CHALLENGE. Repeat the lines below exactly as they appear, but leave out the images.

* Begin SUPPLIED RECORDS *

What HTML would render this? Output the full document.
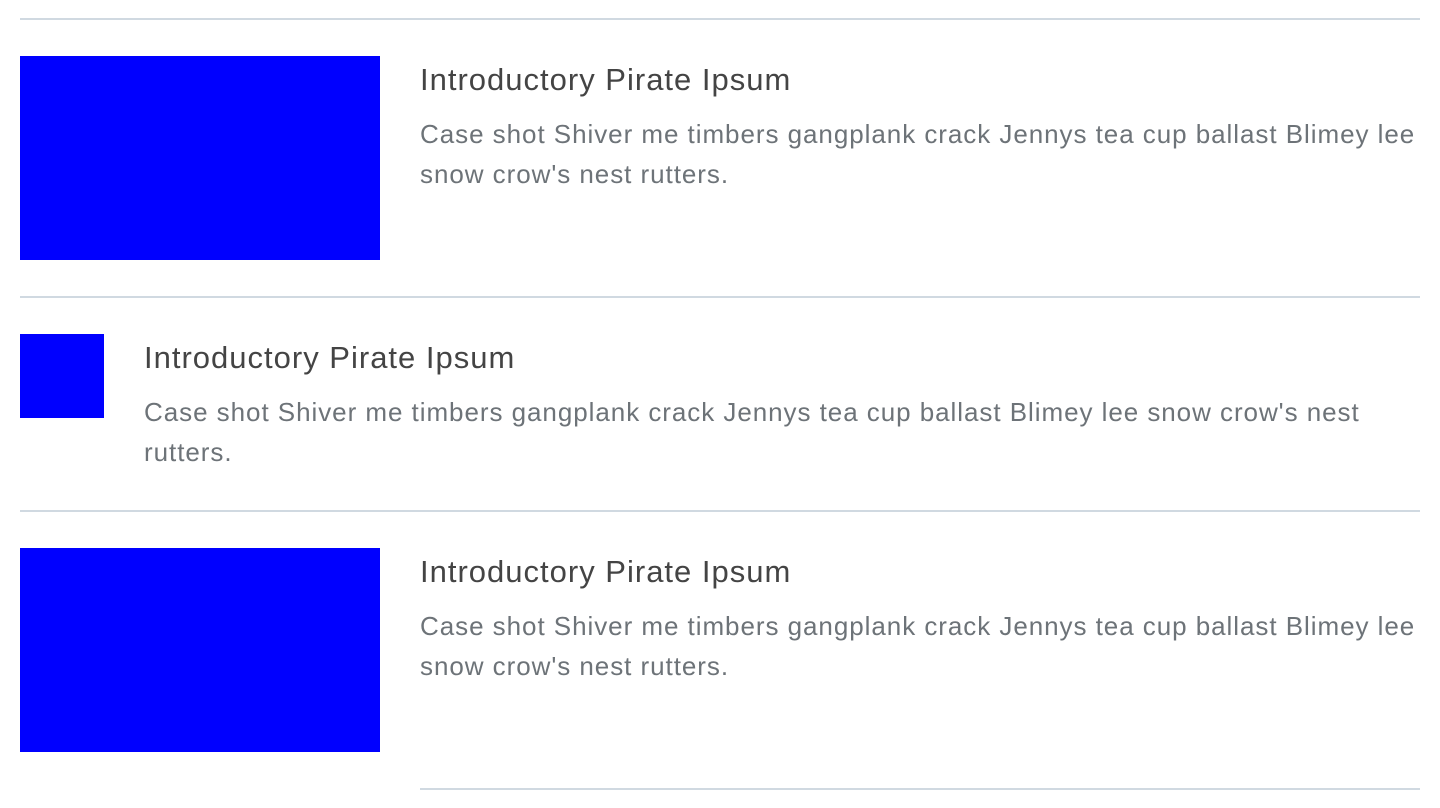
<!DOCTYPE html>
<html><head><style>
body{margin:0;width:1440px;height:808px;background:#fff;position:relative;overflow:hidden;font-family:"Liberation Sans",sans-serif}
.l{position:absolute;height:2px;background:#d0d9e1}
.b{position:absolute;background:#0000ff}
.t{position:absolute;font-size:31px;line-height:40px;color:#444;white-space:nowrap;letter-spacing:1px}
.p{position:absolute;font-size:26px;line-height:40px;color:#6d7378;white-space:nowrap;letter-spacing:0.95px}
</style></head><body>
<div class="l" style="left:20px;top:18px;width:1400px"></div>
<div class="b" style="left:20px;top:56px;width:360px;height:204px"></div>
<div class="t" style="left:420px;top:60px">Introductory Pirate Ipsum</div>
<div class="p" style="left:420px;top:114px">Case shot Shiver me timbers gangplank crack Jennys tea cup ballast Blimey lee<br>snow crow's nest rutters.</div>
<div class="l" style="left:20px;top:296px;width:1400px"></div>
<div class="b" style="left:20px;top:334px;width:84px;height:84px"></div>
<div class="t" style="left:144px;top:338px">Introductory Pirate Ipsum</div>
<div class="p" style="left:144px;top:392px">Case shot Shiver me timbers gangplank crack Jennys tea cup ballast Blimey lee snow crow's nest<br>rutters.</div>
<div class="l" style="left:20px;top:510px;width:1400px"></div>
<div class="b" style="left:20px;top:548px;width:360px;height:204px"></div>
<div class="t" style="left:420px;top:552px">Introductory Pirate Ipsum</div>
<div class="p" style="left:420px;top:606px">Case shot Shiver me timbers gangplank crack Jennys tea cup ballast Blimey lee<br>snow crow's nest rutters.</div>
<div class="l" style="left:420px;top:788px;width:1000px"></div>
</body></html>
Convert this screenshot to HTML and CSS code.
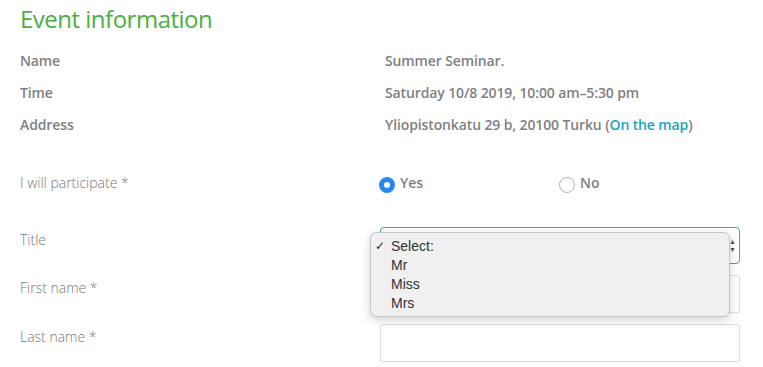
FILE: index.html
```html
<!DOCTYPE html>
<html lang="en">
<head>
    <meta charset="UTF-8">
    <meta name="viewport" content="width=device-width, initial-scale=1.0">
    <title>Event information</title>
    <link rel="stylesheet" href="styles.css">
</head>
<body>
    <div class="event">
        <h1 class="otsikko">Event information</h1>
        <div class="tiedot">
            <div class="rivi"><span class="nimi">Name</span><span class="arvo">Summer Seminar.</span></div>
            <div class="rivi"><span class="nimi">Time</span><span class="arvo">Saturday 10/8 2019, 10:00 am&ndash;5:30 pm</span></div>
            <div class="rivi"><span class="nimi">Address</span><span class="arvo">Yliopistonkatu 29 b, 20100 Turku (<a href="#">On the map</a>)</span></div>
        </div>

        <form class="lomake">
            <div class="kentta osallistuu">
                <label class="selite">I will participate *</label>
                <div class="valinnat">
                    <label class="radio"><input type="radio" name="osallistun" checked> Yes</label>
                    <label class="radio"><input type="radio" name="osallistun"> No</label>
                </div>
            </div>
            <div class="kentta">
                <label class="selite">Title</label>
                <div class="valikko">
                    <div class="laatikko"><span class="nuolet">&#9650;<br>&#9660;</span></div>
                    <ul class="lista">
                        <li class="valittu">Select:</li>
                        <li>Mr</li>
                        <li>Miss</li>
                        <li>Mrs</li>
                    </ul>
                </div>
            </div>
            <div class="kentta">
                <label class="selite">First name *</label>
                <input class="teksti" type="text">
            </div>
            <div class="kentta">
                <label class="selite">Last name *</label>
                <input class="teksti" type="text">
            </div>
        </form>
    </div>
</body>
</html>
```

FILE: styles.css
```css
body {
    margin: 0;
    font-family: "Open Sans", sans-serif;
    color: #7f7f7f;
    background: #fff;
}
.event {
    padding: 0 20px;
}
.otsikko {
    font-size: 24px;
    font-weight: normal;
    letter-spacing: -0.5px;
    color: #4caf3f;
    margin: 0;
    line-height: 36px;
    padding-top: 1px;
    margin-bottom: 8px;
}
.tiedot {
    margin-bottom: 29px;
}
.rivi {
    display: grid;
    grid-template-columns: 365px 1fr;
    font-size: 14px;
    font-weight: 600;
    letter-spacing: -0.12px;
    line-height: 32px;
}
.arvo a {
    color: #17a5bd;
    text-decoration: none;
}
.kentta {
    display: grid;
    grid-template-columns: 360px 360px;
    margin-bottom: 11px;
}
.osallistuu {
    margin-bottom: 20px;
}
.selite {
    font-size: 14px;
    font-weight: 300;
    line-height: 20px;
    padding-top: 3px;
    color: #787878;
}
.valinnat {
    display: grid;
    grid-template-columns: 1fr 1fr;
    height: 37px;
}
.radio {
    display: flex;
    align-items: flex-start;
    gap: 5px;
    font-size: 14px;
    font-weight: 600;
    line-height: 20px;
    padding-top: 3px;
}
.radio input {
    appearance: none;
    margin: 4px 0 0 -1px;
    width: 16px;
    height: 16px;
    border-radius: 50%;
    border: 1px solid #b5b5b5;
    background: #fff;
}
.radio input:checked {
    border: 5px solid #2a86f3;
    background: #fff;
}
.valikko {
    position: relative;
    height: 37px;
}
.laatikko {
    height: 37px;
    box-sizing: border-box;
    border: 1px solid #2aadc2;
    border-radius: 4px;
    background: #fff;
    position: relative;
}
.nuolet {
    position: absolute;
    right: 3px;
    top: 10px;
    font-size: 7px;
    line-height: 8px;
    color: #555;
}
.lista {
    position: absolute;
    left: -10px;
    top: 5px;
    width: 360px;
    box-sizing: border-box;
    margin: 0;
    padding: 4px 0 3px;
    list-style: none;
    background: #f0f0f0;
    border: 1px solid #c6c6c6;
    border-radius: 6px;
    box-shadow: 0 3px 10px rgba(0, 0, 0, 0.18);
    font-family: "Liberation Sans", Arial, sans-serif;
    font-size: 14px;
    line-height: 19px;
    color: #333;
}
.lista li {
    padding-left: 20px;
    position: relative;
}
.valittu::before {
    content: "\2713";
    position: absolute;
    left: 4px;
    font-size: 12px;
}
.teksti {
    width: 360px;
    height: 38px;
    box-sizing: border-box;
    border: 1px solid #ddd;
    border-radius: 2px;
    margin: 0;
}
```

* End SUPPLIED RECORDS *

EXPECTED ANSWER.
What HTML would render this? Output the full document.
<!DOCTYPE html>
<html><head><style>
body{margin:0;width:1440px;height:808px;background:#fff;position:relative;overflow:hidden;font-family:"Liberation Sans",sans-serif}
.l{position:absolute;height:2px;background:#d0d9e1}
.b{position:absolute;background:#0000ff}
.t{position:absolute;font-size:31px;line-height:40px;color:#444;white-space:nowrap;letter-spacing:1px}
.p{position:absolute;font-size:26px;line-height:40px;color:#6d7378;white-space:nowrap;letter-spacing:0.95px}
</style></head><body>
<div class="l" style="left:20px;top:18px;width:1400px"></div>
<div class="b" style="left:20px;top:56px;width:360px;height:204px"></div>
<div class="t" style="left:420px;top:60px">Introductory Pirate Ipsum</div>
<div class="p" style="left:420px;top:114px">Case shot Shiver me timbers gangplank crack Jennys tea cup ballast Blimey lee<br>snow crow's nest rutters.</div>
<div class="l" style="left:20px;top:296px;width:1400px"></div>
<div class="b" style="left:20px;top:334px;width:84px;height:84px"></div>
<div class="t" style="left:144px;top:338px">Introductory Pirate Ipsum</div>
<div class="p" style="left:144px;top:392px">Case shot Shiver me timbers gangplank crack Jennys tea cup ballast Blimey lee snow crow's nest<br>rutters.</div>
<div class="l" style="left:20px;top:510px;width:1400px"></div>
<div class="b" style="left:20px;top:548px;width:360px;height:204px"></div>
<div class="t" style="left:420px;top:552px">Introductory Pirate Ipsum</div>
<div class="p" style="left:420px;top:606px">Case shot Shiver me timbers gangplank crack Jennys tea cup ballast Blimey lee<br>snow crow's nest rutters.</div>
<div class="l" style="left:420px;top:788px;width:1000px"></div>
</body></html>
Convert this screenshot to HTML and CSS code.
FILE: index.html
```html
<!DOCTYPE html>
<html lang="en">
<head>
    <meta charset="UTF-8">
    <meta name="viewport" content="width=device-width, initial-scale=1.0">
    <title>Event information</title>
    <link rel="stylesheet" href="styles.css">
</head>
<body>
    <div class="event">
        <h1 class="otsikko">Event information</h1>
        <div class="tiedot">
            <div class="rivi"><span class="nimi">Name</span><span class="arvo">Summer Seminar.</span></div>
            <div class="rivi"><span class="nimi">Time</span><span class="arvo">Saturday 10/8 2019, 10:00 am&ndash;5:30 pm</span></div>
            <div class="rivi"><span class="nimi">Address</span><span class="arvo">Yliopistonkatu 29 b, 20100 Turku (<a href="#">On the map</a>)</span></div>
        </div>

        <form class="lomake">
            <div class="kentta osallistuu">
                <label class="selite">I will participate *</label>
                <div class="valinnat">
                    <label class="radio"><input type="radio" name="osallistun" checked> Yes</label>
                    <label class="radio"><input type="radio" name="osallistun"> No</label>
                </div>
            </div>
            <div class="kentta">
                <label class="selite">Title</label>
                <div class="valikko">
                    <div class="laatikko"><span class="nuolet">&#9650;<br>&#9660;</span></div>
                    <ul class="lista">
                        <li class="valittu">Select:</li>
                        <li>Mr</li>
                        <li>Miss</li>
                        <li>Mrs</li>
                    </ul>
                </div>
            </div>
            <div class="kentta">
                <label class="selite">First name *</label>
                <input class="teksti" type="text">
            </div>
            <div class="kentta">
                <label class="selite">Last name *</label>
                <input class="teksti" type="text">
            </div>
        </form>
    </div>
</body>
</html>
```

FILE: styles.css
```css
body {
    margin: 0;
    font-family: "Open Sans", sans-serif;
    color: #7f7f7f;
    background: #fff;
}
.event {
    padding: 0 20px;
}
.otsikko {
    font-size: 24px;
    font-weight: normal;
    letter-spacing: -0.5px;
    color: #4caf3f;
    margin: 0;
    line-height: 36px;
    padding-top: 1px;
    margin-bottom: 8px;
}
.tiedot {
    margin-bottom: 29px;
}
.rivi {
    display: grid;
    grid-template-columns: 365px 1fr;
    font-size: 14px;
    font-weight: 600;
    letter-spacing: -0.12px;
    line-height: 32px;
}
.arvo a {
    color: #17a5bd;
    text-decoration: none;
}
.kentta {
    display: grid;
    grid-template-columns: 360px 360px;
    margin-bottom: 11px;
}
.osallistuu {
    margin-bottom: 20px;
}
.selite {
    font-size: 14px;
    font-weight: 300;
    line-height: 20px;
    padding-top: 3px;
    color: #787878;
}
.valinnat {
    display: grid;
    grid-template-columns: 1fr 1fr;
    height: 37px;
}
.radio {
    display: flex;
    align-items: flex-start;
    gap: 5px;
    font-size: 14px;
    font-weight: 600;
    line-height: 20px;
    padding-top: 3px;
}
.radio input {
    appearance: none;
    margin: 4px 0 0 -1px;
    width: 16px;
    height: 16px;
    border-radius: 50%;
    border: 1px solid #b5b5b5;
    background: #fff;
}
.radio input:checked {
    border: 5px solid #2a86f3;
    background: #fff;
}
.valikko {
    position: relative;
    height: 37px;
}
.laatikko {
    height: 37px;
    box-sizing: border-box;
    border: 1px solid #2aadc2;
    border-radius: 4px;
    background: #fff;
    position: relative;
}
.nuolet {
    position: absolute;
    right: 3px;
    top: 10px;
    font-size: 7px;
    line-height: 8px;
    color: #555;
}
.lista {
    position: absolute;
    left: -10px;
    top: 5px;
    width: 360px;
    box-sizing: border-box;
    margin: 0;
    padding: 4px 0 3px;
    list-style: none;
    background: #f0f0f0;
    border: 1px solid #c6c6c6;
    border-radius: 6px;
    box-shadow: 0 3px 10px rgba(0, 0, 0, 0.18);
    font-family: "Liberation Sans", Arial, sans-serif;
    font-size: 14px;
    line-height: 19px;
    color: #333;
}
.lista li {
    padding-left: 20px;
    position: relative;
}
.valittu::before {
    content: "\2713";
    position: absolute;
    left: 4px;
    font-size: 12px;
}
.teksti {
    width: 360px;
    height: 38px;
    box-sizing: border-box;
    border: 1px solid #ddd;
    border-radius: 2px;
    margin: 0;
}
```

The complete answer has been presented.